Mon amortisseur de droite a rendu l’âme . C’est pour ça que je tire à droite. Pas l’amortisseur de la moto, celui qui tient le ski. Alors la moto s’affaisse et je dévie inévitablement vers la droite. C’est logique. Je suis obligé de piloter en Amazone, ou en appui sur le ski de gauche pour tenter de rouler à peu près droit, parfois j’ai l’impression de barrer un voilier en trapèze; mais manier les gaz et l’embrayage dans cette position , ce n’est pas très relaxant… Il est sept heures moins le quart… Au loin, je vois un camion qui vient dans ma direction. Je ne sais pas encore ce qu’on va se dire, mais je sais qu’il est la providence du jour. C’est le seul camion que je croise depuis que je suis sur cette piste.

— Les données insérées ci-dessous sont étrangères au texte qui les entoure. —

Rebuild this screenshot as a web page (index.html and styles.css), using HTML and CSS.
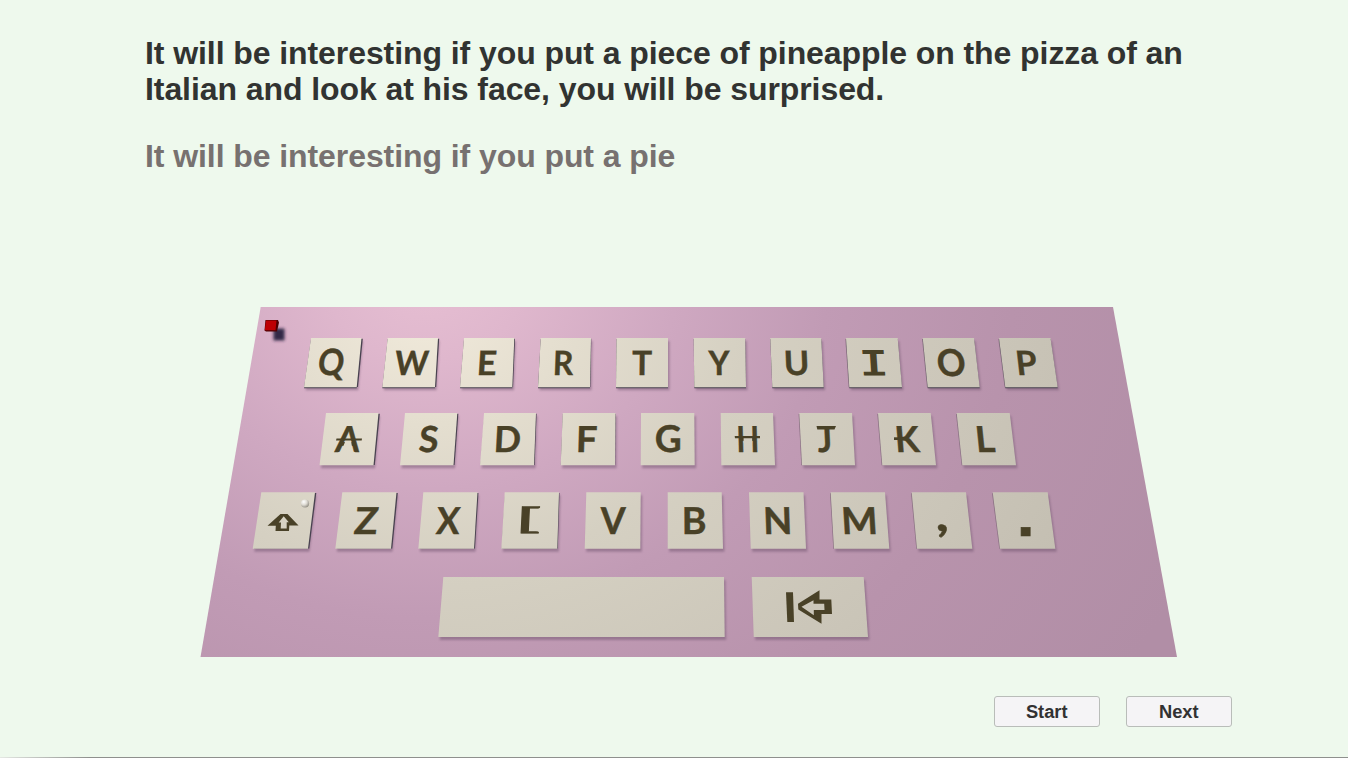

Aliocha m’ a ramené à Bilibino, j’ai laissé la moto au bord de la piste. Ce fut une belle tentative très instructive, autant pour le pilotage sur piste gelée que pour avoir une preuve de plus de la solidarité russe. Aliocha a donné quelques coups de fil. En arrivant à Bilibino, sous le ciel rougeoyant de la fin du jour, Hassan et Sylyoga m’attendaient . J’ai retrouvé ma chambre… Ce fut une journée bien remplie.